* Exercise directions
Give the data again exactly as written, skipping any pictures.
◆ ◆ ◆ ◆ ◆
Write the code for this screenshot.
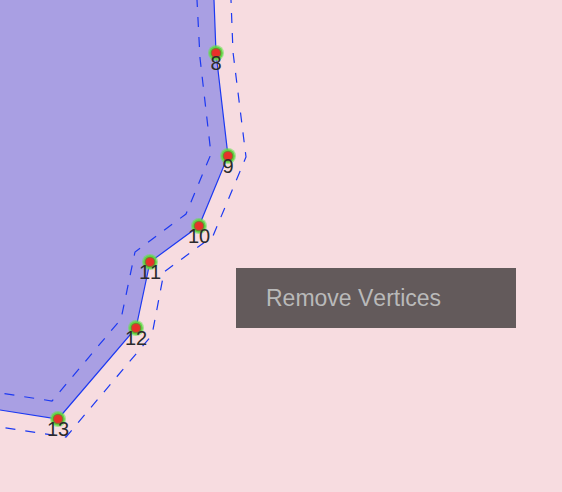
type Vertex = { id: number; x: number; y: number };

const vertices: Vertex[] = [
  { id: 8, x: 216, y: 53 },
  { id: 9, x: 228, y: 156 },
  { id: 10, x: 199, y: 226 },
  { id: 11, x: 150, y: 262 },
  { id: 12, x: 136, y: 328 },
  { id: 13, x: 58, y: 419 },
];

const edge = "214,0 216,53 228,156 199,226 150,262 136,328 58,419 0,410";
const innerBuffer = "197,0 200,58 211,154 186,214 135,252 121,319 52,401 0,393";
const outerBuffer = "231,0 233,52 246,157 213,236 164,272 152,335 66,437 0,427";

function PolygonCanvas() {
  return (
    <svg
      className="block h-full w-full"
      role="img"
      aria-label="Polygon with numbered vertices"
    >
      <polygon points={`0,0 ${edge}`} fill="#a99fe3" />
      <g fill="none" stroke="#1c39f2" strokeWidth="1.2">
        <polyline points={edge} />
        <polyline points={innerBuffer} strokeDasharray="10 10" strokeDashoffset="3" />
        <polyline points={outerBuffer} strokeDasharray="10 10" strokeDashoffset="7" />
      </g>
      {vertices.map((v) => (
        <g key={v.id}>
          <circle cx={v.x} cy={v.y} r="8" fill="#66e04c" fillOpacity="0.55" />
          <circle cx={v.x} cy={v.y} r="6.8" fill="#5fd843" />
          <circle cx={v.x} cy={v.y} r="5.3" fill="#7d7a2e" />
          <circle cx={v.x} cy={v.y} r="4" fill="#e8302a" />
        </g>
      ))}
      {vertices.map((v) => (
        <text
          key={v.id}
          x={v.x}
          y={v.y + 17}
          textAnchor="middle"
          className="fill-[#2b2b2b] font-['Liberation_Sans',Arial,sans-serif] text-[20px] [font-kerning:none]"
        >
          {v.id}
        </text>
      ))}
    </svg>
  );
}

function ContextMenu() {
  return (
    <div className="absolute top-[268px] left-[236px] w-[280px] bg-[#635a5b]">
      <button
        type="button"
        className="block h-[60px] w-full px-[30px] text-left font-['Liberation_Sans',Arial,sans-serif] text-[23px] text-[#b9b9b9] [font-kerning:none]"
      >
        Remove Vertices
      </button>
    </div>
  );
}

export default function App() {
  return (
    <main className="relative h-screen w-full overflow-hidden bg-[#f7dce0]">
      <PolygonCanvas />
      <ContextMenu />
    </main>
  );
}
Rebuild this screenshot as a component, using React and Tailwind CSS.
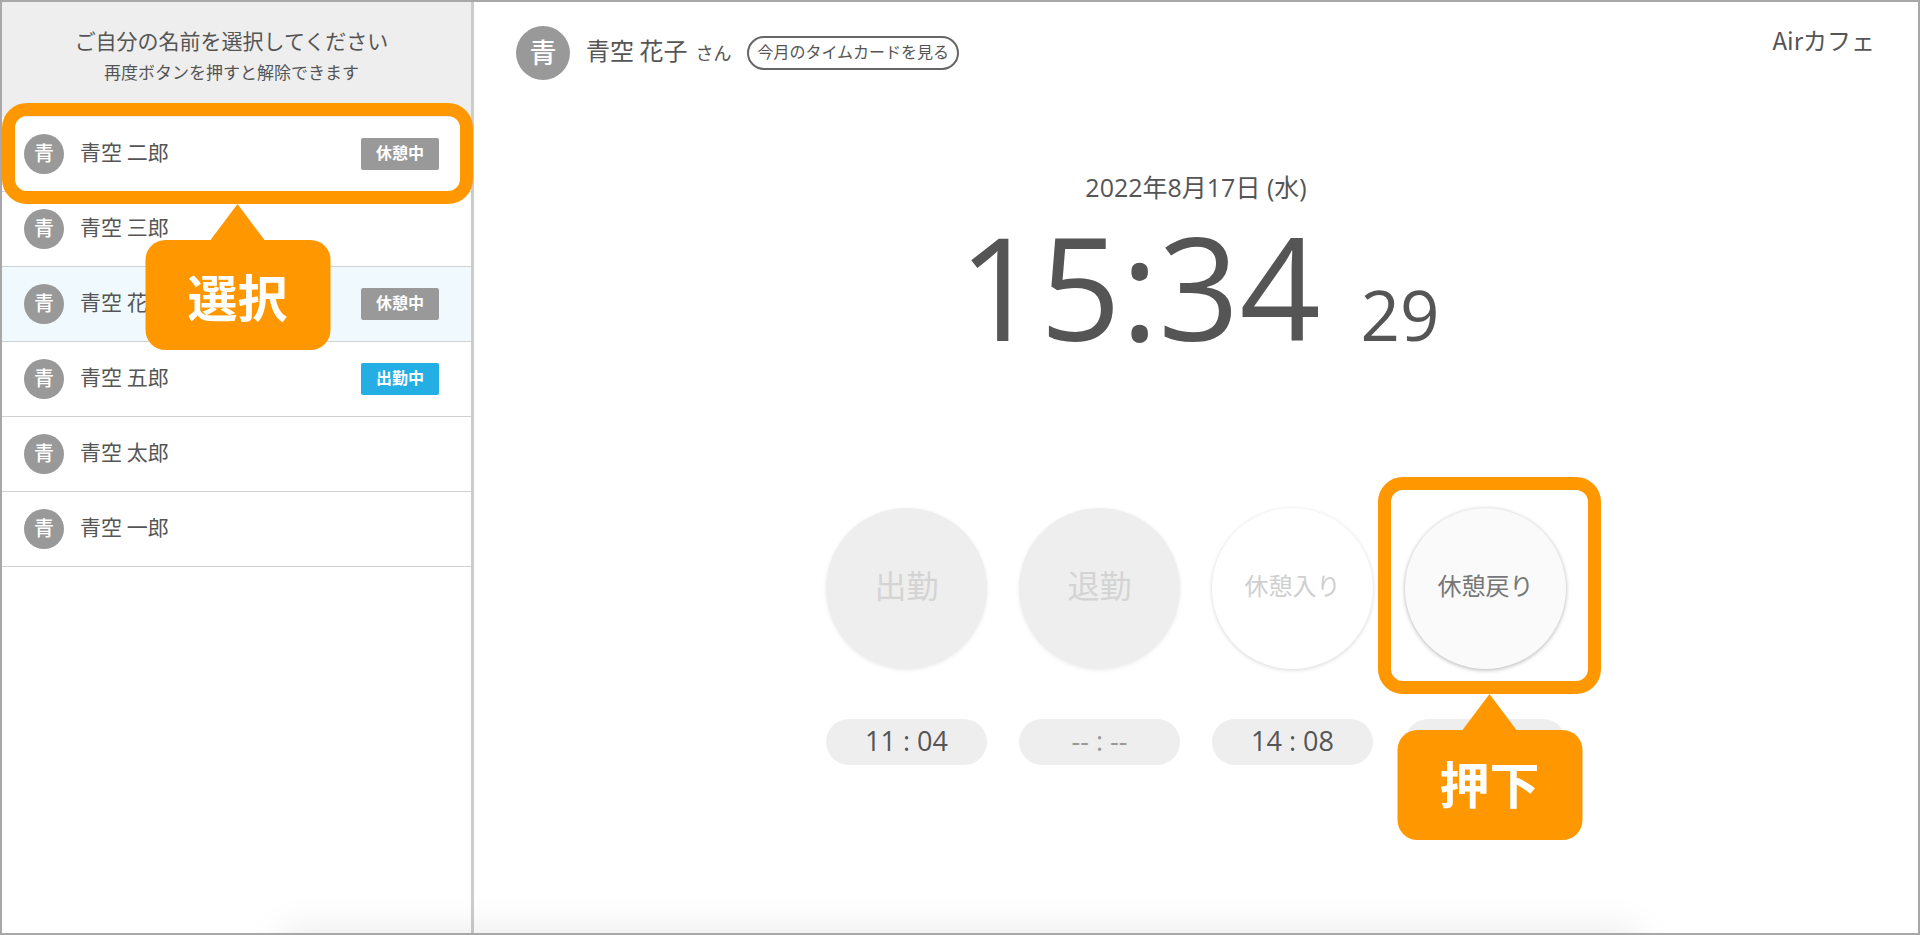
◆ ◆ ◆ ◆ ◆
* Full solution
Write the code for this screenshot.
type Vertex = { id: number; x: number; y: number };

const vertices: Vertex[] = [
  { id: 8, x: 216, y: 53 },
  { id: 9, x: 228, y: 156 },
  { id: 10, x: 199, y: 226 },
  { id: 11, x: 150, y: 262 },
  { id: 12, x: 136, y: 328 },
  { id: 13, x: 58, y: 419 },
];

const edge = "214,0 216,53 228,156 199,226 150,262 136,328 58,419 0,410";
const innerBuffer = "197,0 200,58 211,154 186,214 135,252 121,319 52,401 0,393";
const outerBuffer = "231,0 233,52 246,157 213,236 164,272 152,335 66,437 0,427";

function PolygonCanvas() {
  return (
    <svg
      className="block h-full w-full"
      role="img"
      aria-label="Polygon with numbered vertices"
    >
      <polygon points={`0,0 ${edge}`} fill="#a99fe3" />
      <g fill="none" stroke="#1c39f2" strokeWidth="1.2">
        <polyline points={edge} />
        <polyline points={innerBuffer} strokeDasharray="10 10" strokeDashoffset="3" />
        <polyline points={outerBuffer} strokeDasharray="10 10" strokeDashoffset="7" />
      </g>
      {vertices.map((v) => (
        <g key={v.id}>
          <circle cx={v.x} cy={v.y} r="8" fill="#66e04c" fillOpacity="0.55" />
          <circle cx={v.x} cy={v.y} r="6.8" fill="#5fd843" />
          <circle cx={v.x} cy={v.y} r="5.3" fill="#7d7a2e" />
          <circle cx={v.x} cy={v.y} r="4" fill="#e8302a" />
        </g>
      ))}
      {vertices.map((v) => (
        <text
          key={v.id}
          x={v.x}
          y={v.y + 17}
          textAnchor="middle"
          className="fill-[#2b2b2b] font-['Liberation_Sans',Arial,sans-serif] text-[20px] [font-kerning:none]"
        >
          {v.id}
        </text>
      ))}
    </svg>
  );
}

function ContextMenu() {
  return (
    <div className="absolute top-[268px] left-[236px] w-[280px] bg-[#635a5b]">
      <button
        type="button"
        className="block h-[60px] w-full px-[30px] text-left font-['Liberation_Sans',Arial,sans-serif] text-[23px] text-[#b9b9b9] [font-kerning:none]"
      >
        Remove Vertices
      </button>
    </div>
  );
}

export default function App() {
  return (
    <main className="relative h-screen w-full overflow-hidden bg-[#f7dce0]">
      <PolygonCanvas />
      <ContextMenu />
    </main>
  );
}
Rebuild this screenshot as a component, using React and Tailwind CSS.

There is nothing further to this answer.